5,200 Active Duty Military Troops Heading to Mexican Border per Trump’s Orders, Pentagon Says
The Defense Department confirmed that it will send a total of 5,200 active duty military troops to the U.S. border with Mexico by the end of the week, according to General Terrence O’Shaughnessy, the head of North American ground and air defense.
The troop approval comes in the wake of Trump and GOP politicians’ headed rhetoric about a caravan of several thousand migrants en route from Central American nations through Mexico. The caravan is currently about 1,000 miles away, and will take at least weeks to arrive, if not further deterred by Mexican authorities.
About 800 troops are already en route. The soldiers deployed in this operation will all be armed. “We have the authority, given to us by [Defense] Secretary [James] Mattis—the units that are normally assigned weapons, they are, in fact, deploying with weapons,” he said.

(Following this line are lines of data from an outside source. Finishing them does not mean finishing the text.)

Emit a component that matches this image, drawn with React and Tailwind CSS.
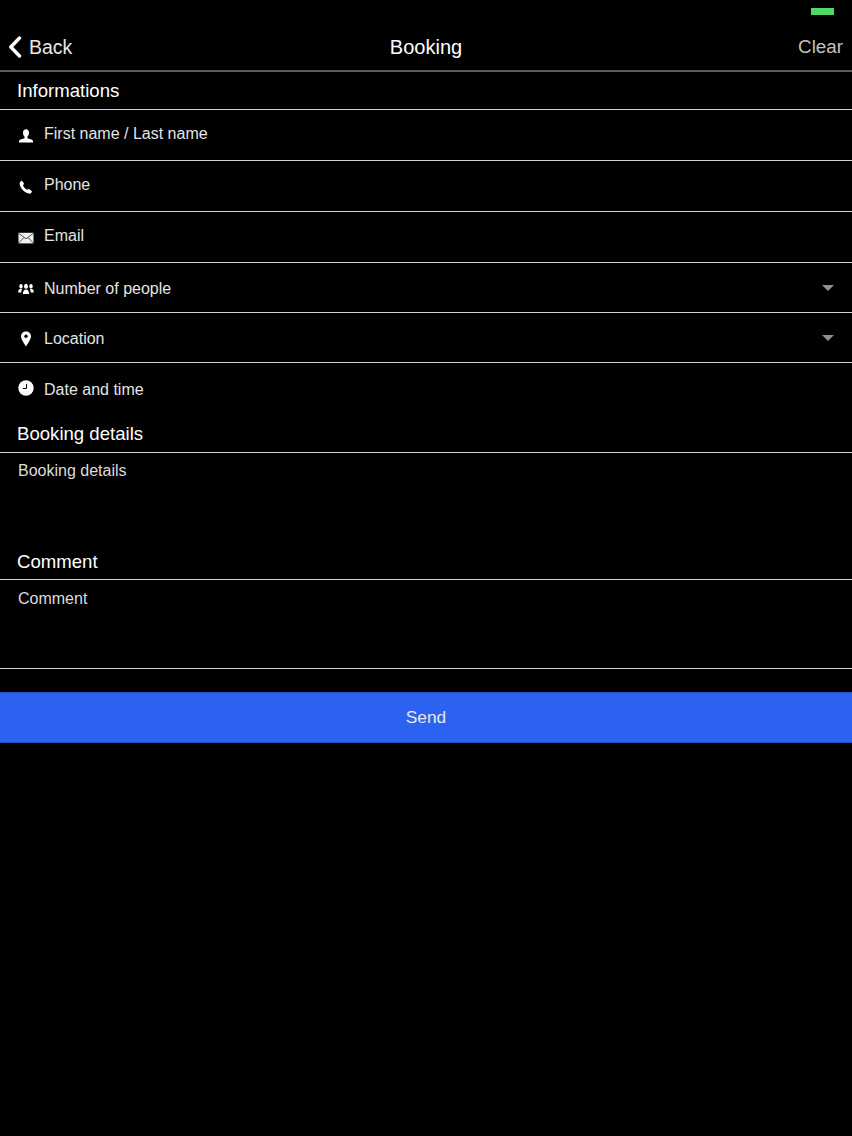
import React from "react";

const font = "font-['Liberation_Sans',Arial,sans-serif]";

function BackChevron() {
  return (
    <svg width="14" height="22" viewBox="0 0 14 22" fill="none">
      <path d="M11.500 2 2.800 11l8.700 9" stroke="white" strokeWidth="3.400" strokeLinecap="round" strokeLinejoin="round" />
    </svg>
  );
}

function UserIcon() {
  return (
    <svg width="16" height="16" viewBox="0 0 16 16" fill="white">
      <path d="M8 1.200c1.900 0 3 1.400 3 3.500 0 1.700-.7 3.100-1.500 3.900v1.700c1.700.6 4.600 1 5.500 2.400v1.700H1v-1.700c.9-1.400 3.800-1.800 5.500-2.400V8.600C5.700 7.800 5 6.400 5 4.700 5 2.600 6.100 1.200 8 1.200z" />
    </svg>
  );
}

function PhoneIcon() {
  return (
    <svg width="16" height="16" viewBox="0 0 16 16" fill="white">
      <path d="M3.800 1.500 6.200 4.800 5 6.300c.7 2 2.400 3.700 4.400 4.500l1.300-1 3.300 2.500-.9 1.600c-.5.700-1.300.9-2.200.7C6 13.200 2.600 9.600 1.700 5.200c-.2-1 0-1.900.6-2.500z" />
    </svg>
  );
}

function MailIcon() {
  return (
    <svg width="16" height="16" viewBox="0 0 16 16">
      <rect x="0.500" y="2.800" width="15" height="10.600" fill="#f2f2f2" />
      <path d="M.8 3.400 8 8.800l7.200-5.400M.8 13l5.200-5.600M15.200 13 10 7.400" fill="none" stroke="#3a3a3a" strokeWidth="0.900" />
    </svg>
  );
}

function PeopleIcon() {
  return (
    <svg width="16" height="16" viewBox="0 0 16 16" fill="white">
      <ellipse cx="8" cy="5.300" rx="2" ry="2.500" />
      <path d="M4.900 13c0-2.900 1-4.600 3.100-4.600s3.100 1.700 3.100 4.600z" />
      <ellipse cx="3" cy="5.200" rx="1.700" ry="2.200" />
      <path d="M.2 11.500c0-2.400.9-3.700 2.800-3.700.5 0 .8.100 1.100.2-.5.800-.8 1.900-.8 3.500z" />
      <ellipse cx="13" cy="5.200" rx="1.700" ry="2.200" />
      <path d="M15.800 11.500c0-2.400-.9-3.700-2.800-3.700-.5 0-.8.100-1.100.2.500.8.800 1.900.8 3.500z" />
    </svg>
  );
}

function PinIcon() {
  return (
    <svg width="16" height="16" viewBox="0 0 16 16">
      <path d="M8 .5c2.900 0 5 2.100 5 4.800 0 3.200-3.100 7-5 10.200C6.100 12.300 3 8.500 3 5.300 3 2.600 5.100.5 8 .5z" fill="white" />
      <circle cx="8" cy="5.300" r="1.700" fill="#000" />
    </svg>
  );
}

function ClockIcon() {
  return (
    <svg width="16" height="16" viewBox="0 0 16 16">
      <circle cx="8" cy="8" r="7.700" fill="white" />
      <path d="M8.500 3.800v4.700H5" fill="none" stroke="#000" strokeWidth="1" />
    </svg>
  );
}

function Caret() {
  return <div className="w-0 h-0 border-x-[6px] border-x-transparent border-t-[6px] border-t-[#8e8e8e] mb-[3px]" />;
}

function Row({ icon, label, caret, iconClass, labelClass, className }) {
  return (
    <div className={`flex items-center pl-[17px] pr-[18px] text-[16px] text-[#e4e4e4] ${className}`}>
      <div className={`w-[17px] flex justify-center shrink-0 ${iconClass}`}>{icon}</div>
      <span className={`ml-[10px] flex-1 leading-none ${labelClass}`}>{label}</span>
      {caret && <Caret />}
    </div>
  );
}

function SectionTitle({ children, className }) {
  return <div className={`flex items-center pl-[17px] pt-[2px] text-[18.600px] text-white ${className}`}>{children}</div>;
}

export default function App() {
  return (
    <div className={`w-[852px] h-[1136px] bg-black overflow-hidden ${font}`}>
      {/* status bar */}
      <div className="h-[22px] flex justify-end pt-[8px] pr-[18px]">
        <div className="w-[23px] h-[7px] bg-[#4cd964]" />
      </div>

      {/* nav */}
      <div className="h-[48px] flex items-center justify-between pl-[8px] pr-[9px] pt-[2px] pb-[1px] relative">
        <div className="flex items-center text-[#e6e6e6] text-[19.500px]">
          <BackChevron />
          <span className="ml-[7px] pt-[2px]">Back</span>
        </div>
        <span className="absolute left-0 right-0 text-center text-white text-[20px]">Booking</span>
        <span className="text-[#c2c2c2] text-[18.800px] pt-[2px]">Clear</span>
      </div>
      <div className="h-[1.500px] bg-[#5c5c5c]" />

      <SectionTitle className="h-[37px]">Informations</SectionTitle>
      <div className="h-[1.500px] bg-[#d4d4d4]" />
      <Row icon={<UserIcon />} iconClass="mt-[3px]" label="First name / Last name" className="h-[49.500px] pb-[1px]" />
      <div className="h-[1.500px] bg-[#d4d4d4]" />
      <Row icon={<PhoneIcon />} iconClass="mt-[3px]" label="Phone" className="h-[49.500px] pb-[1px]" />
      <div className="h-[1.500px] bg-[#d4d4d4]" />
      <Row icon={<MailIcon />} iconClass="mt-[3px]" label="Email" className="h-[49.500px] pb-[1px]" />
      <div className="h-[1.500px] bg-[#d4d4d4]" />
      <Row icon={<PeopleIcon />} label="Number of people" caret className="h-[48.500px] pt-[4px]" />
      <div className="h-[1.500px] bg-[#d4d4d4]" />
      <Row icon={<PinIcon />} label="Location" caret className="h-[48.500px] pt-[4px]" />
      <div className="h-[1.500px] bg-[#d4d4d4]" />
      <Row icon={<ClockIcon />} label="Date and time" labelClass="mt-[4px]" className="h-[50.500px]" />

      <SectionTitle className="h-[38px]">Booking details</SectionTitle>
      <div className="h-[1.500px] bg-[#d4d4d4]" />
      <div className="h-[89.500px] pl-[18px] pt-[6px] text-[16px] text-[#dcdcdc]">Booking details</div>
      <SectionTitle className="h-[36px]">Comment</SectionTitle>
      <div className="h-[1.500px] bg-[#d4d4d4]" />
      <div className="h-[87.500px] pl-[18px] pt-[7px] text-[16px] text-[#dcdcdc]">Comment</div>
      <div className="h-[1.500px] bg-[#d4d4d4]" />

      <button className="mt-[22.500px] w-full h-[51px] flex items-center justify-center pt-[2px] bg-[#2b63f0] border-y border-y-[#2450c4] text-[#e8e8e8] text-[17.300px]">
        Send
      </button>
    </div>
  );
}
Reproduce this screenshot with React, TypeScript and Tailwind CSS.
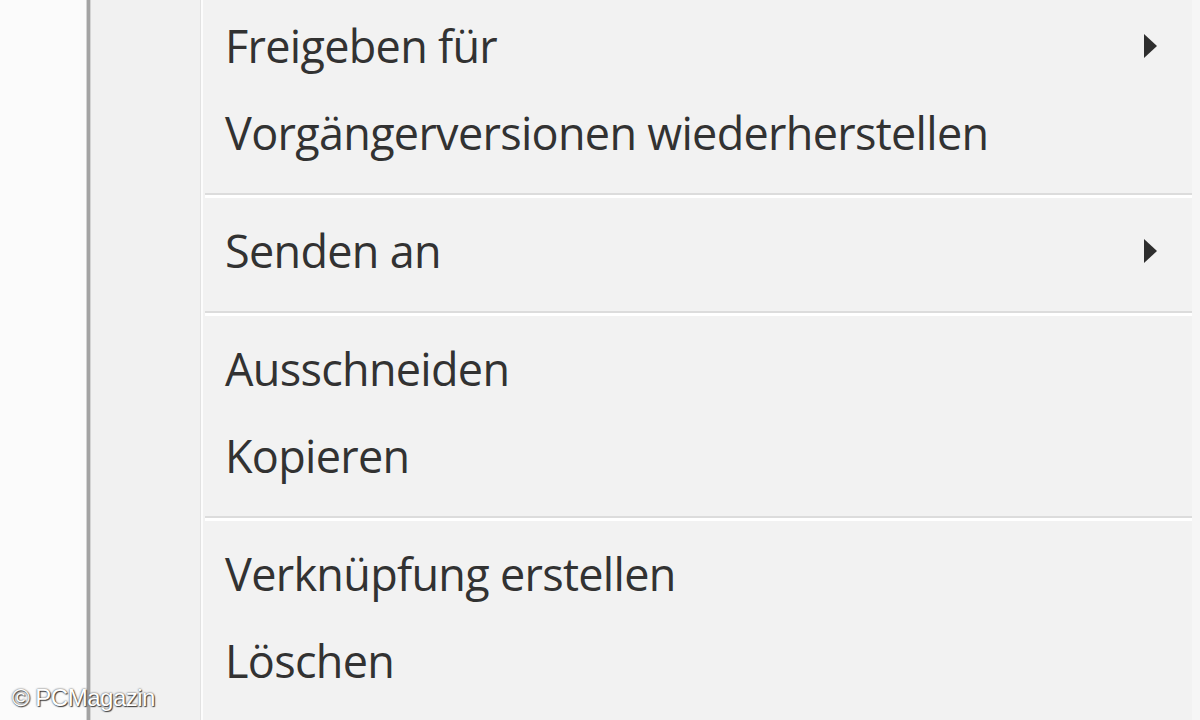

O’Shaughnessy told reporters that the 5,200 active duty troops will join 2,092 National Guard members already stationed near the border since April. Troops will be pulled from army bases around the country, including Georgia, Kansas, North Carolina, Tennessee, and Washington state.
The order to send more troops began with President Donald Trump. The Department of Homeland Security then made a request to fulfill this directive with Defense Department. Defense Secretary Mattis approved it on Oct. 26.